--- Your goal ---
In the entries, find all lines that hold the word "component" and copy them.

::: Material :::

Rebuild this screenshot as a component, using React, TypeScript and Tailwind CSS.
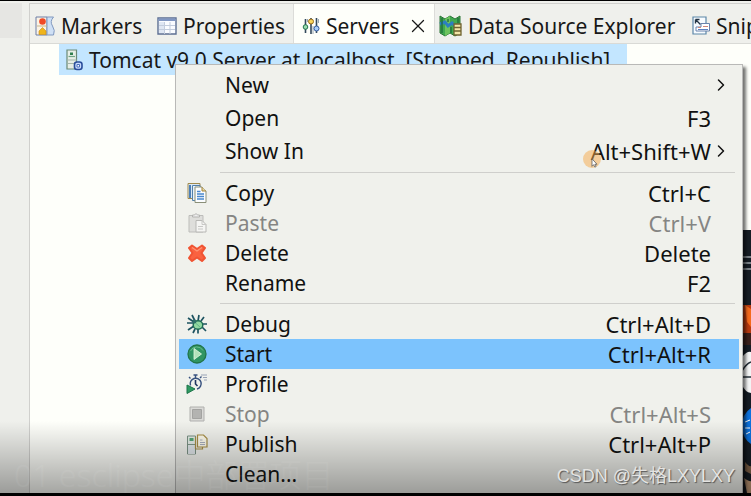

:::
::: Material :::

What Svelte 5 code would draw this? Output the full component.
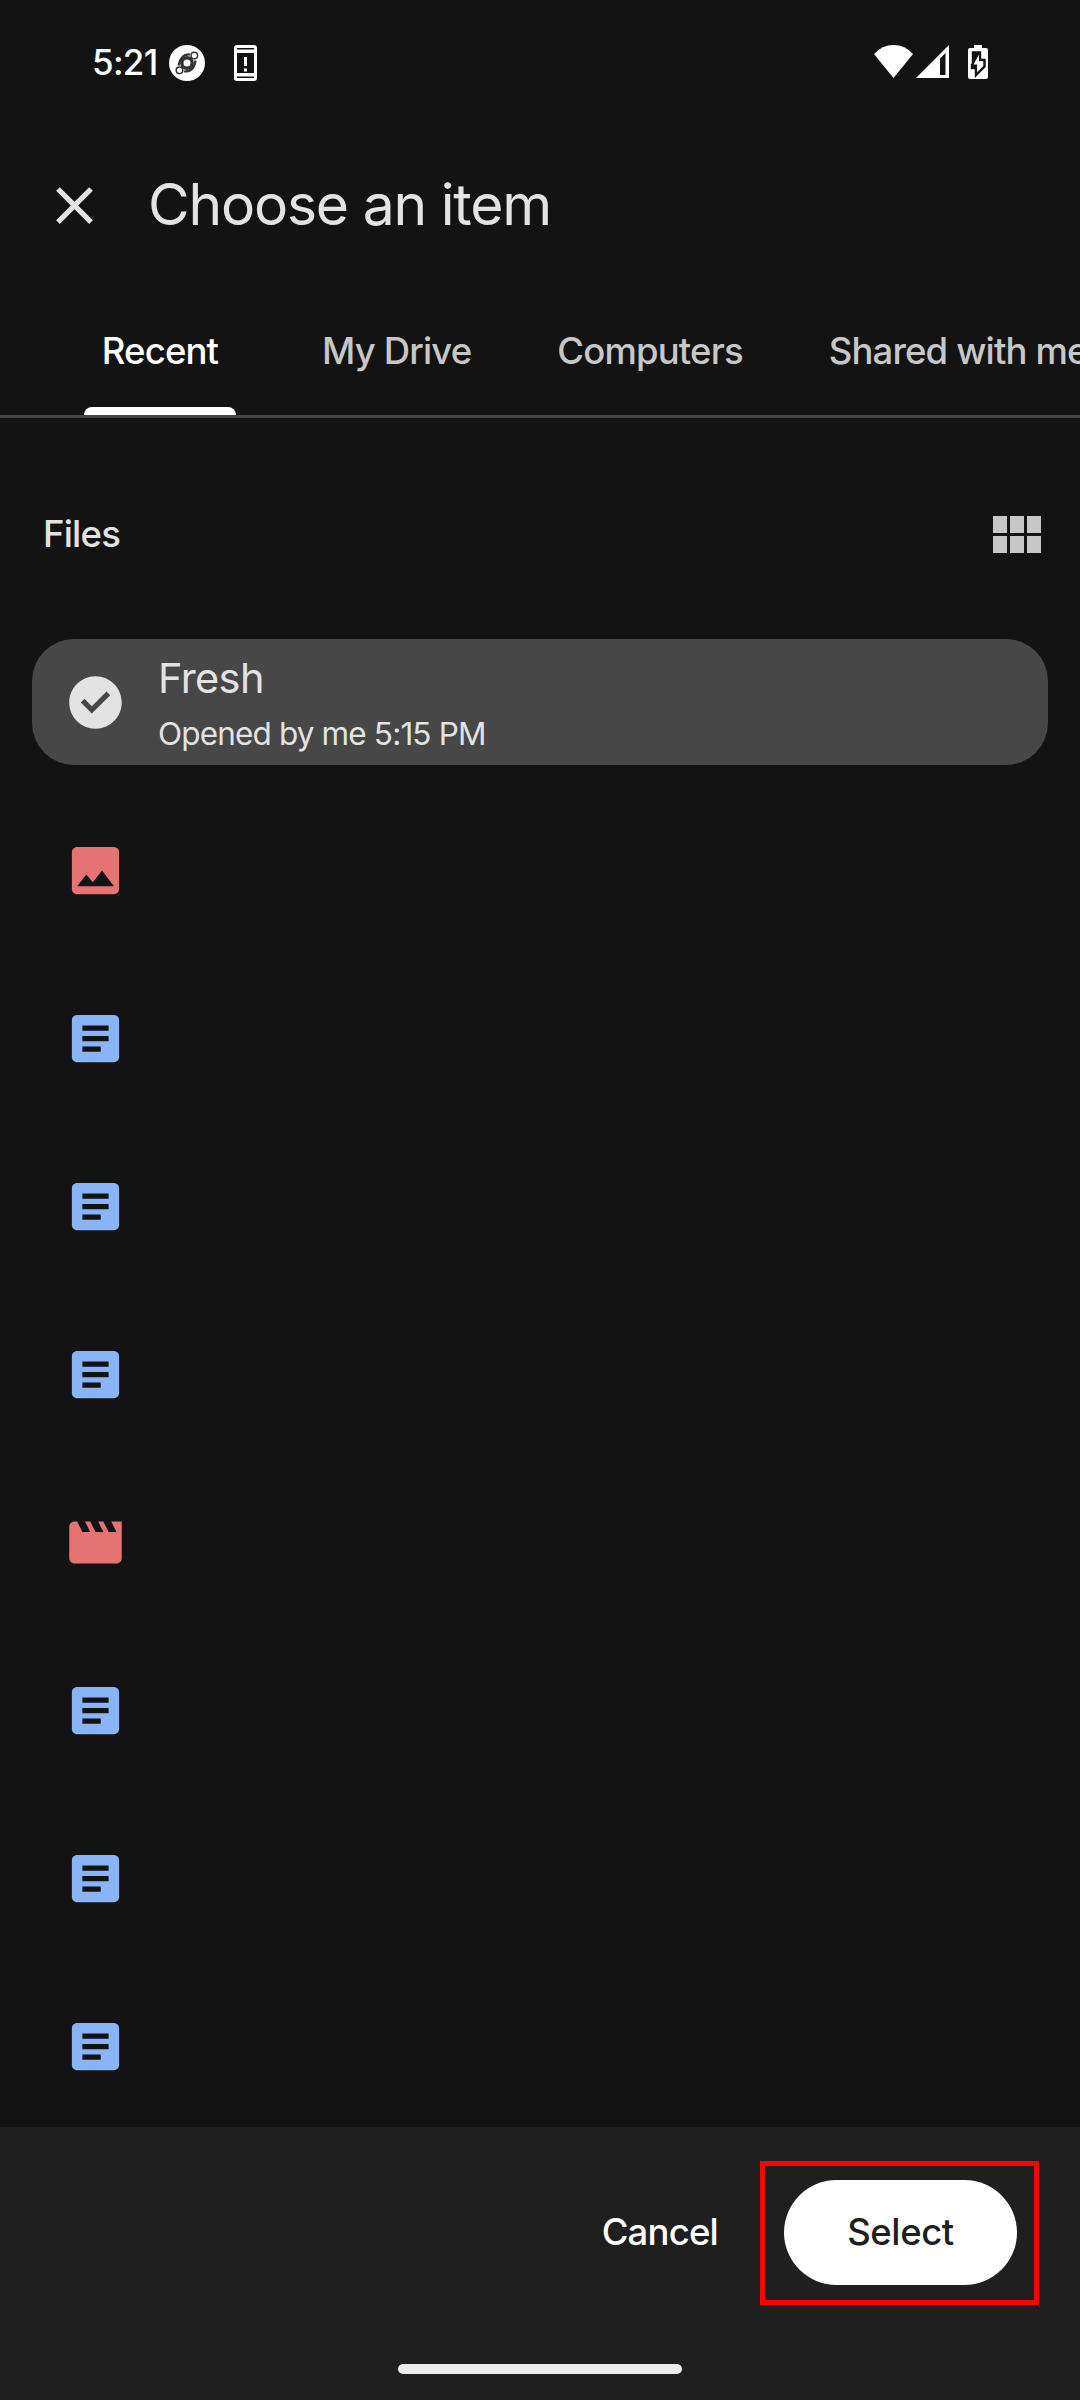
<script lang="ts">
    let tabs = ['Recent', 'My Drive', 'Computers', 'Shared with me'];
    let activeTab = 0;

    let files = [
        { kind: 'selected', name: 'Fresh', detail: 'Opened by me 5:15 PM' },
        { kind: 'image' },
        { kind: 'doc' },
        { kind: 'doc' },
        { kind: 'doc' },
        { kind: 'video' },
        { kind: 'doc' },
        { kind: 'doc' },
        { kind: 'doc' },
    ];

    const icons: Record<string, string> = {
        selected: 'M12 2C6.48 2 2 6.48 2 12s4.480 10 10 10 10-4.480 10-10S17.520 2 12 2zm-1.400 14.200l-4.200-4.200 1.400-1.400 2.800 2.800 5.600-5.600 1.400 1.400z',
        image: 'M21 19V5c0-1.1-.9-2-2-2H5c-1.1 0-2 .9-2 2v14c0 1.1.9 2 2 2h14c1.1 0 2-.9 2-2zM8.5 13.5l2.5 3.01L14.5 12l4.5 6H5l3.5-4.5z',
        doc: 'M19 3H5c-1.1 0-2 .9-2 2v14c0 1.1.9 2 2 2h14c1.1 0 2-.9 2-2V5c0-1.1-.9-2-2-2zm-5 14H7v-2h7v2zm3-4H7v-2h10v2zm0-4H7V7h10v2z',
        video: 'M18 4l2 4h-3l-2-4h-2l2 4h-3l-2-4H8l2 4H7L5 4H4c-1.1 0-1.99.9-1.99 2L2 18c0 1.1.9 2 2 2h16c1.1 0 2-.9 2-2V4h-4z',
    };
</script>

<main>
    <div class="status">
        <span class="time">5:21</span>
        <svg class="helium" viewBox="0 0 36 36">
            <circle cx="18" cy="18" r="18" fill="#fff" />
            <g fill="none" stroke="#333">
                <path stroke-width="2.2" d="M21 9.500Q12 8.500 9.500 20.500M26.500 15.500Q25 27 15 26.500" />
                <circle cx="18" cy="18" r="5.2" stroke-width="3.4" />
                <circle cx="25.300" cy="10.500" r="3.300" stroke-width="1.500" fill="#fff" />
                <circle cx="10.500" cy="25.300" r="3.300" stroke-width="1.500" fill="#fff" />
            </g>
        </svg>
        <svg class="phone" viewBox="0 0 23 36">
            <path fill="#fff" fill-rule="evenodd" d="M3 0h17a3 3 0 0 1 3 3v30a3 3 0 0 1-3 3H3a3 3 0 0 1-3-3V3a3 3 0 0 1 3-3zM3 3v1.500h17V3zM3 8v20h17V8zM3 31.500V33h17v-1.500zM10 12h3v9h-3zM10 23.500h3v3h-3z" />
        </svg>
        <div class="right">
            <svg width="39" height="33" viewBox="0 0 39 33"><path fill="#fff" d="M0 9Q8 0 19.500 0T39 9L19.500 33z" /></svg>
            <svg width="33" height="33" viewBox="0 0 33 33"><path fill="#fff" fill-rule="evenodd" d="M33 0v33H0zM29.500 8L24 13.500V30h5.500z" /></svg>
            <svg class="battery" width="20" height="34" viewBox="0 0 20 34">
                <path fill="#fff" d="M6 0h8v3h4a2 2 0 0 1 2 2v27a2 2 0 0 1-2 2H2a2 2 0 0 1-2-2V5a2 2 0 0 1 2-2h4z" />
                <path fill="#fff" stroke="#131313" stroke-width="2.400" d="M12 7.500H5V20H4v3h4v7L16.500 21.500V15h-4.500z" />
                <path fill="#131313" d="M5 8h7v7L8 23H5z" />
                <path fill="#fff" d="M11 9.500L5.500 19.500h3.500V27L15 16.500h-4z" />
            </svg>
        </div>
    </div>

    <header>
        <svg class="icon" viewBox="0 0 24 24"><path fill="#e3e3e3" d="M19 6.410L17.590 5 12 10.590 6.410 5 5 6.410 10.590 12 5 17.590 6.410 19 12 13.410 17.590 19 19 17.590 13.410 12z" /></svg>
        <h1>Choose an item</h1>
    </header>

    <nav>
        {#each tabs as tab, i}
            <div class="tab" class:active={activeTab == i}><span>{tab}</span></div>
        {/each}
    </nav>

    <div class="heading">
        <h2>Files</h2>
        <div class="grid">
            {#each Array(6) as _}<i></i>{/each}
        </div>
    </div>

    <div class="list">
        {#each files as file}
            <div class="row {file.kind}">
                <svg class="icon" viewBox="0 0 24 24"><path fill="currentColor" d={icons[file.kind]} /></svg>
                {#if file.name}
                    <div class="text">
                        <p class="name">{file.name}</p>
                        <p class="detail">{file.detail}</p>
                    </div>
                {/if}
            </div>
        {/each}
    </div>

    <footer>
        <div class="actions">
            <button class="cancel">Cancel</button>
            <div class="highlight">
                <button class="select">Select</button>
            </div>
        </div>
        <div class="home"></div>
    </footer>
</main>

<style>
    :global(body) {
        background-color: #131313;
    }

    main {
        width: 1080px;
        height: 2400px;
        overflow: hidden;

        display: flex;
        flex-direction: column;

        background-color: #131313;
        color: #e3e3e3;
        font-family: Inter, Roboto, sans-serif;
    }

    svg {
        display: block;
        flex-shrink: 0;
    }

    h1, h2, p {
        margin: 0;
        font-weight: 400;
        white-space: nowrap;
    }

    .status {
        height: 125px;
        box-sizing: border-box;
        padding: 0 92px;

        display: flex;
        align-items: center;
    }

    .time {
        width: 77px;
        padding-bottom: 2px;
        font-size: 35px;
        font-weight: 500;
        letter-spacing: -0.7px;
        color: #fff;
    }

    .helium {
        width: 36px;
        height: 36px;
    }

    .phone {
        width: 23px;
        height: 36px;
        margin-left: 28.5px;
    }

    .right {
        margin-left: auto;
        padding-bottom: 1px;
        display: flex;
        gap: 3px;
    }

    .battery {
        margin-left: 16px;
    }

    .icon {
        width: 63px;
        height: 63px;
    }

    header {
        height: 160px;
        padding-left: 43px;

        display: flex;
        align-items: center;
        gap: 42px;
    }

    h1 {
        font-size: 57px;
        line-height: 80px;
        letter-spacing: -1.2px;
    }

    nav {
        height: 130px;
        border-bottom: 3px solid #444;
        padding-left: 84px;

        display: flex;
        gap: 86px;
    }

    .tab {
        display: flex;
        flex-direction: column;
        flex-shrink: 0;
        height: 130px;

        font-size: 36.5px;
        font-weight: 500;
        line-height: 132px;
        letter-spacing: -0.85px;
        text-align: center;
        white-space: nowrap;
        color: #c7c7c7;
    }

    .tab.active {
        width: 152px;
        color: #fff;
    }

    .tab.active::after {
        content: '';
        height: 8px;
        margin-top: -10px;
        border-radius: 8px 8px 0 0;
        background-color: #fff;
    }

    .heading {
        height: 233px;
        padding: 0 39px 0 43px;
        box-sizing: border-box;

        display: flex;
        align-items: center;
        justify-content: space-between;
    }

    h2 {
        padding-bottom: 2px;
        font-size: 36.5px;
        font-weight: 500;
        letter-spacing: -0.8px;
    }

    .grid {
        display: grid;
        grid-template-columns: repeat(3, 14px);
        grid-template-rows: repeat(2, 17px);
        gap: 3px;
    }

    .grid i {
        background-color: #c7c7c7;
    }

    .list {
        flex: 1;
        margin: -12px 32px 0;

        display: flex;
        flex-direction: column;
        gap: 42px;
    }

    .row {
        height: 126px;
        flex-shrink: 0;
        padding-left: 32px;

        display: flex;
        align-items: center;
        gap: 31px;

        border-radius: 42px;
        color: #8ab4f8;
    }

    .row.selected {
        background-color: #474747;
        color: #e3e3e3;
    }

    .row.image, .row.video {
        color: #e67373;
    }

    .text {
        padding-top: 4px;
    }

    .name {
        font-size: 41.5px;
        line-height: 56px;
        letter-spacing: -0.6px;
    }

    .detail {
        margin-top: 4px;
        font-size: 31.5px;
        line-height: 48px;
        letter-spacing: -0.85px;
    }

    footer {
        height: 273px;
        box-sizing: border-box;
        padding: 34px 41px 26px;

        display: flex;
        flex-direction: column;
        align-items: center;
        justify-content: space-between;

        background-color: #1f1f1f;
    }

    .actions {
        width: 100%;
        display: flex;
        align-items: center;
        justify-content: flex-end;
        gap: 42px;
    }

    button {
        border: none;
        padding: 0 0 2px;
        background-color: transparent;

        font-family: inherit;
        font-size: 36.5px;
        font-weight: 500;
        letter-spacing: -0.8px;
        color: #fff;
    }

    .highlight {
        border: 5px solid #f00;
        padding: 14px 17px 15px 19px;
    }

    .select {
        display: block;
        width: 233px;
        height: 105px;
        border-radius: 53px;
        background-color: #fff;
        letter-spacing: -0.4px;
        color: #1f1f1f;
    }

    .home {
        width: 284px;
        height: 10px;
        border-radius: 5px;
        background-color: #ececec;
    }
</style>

:::

--- Complete output ---
Rebuild this screenshot as a component, using React, TypeScript and Tailwind CSS.
What Svelte 5 code would draw this? Output the full component.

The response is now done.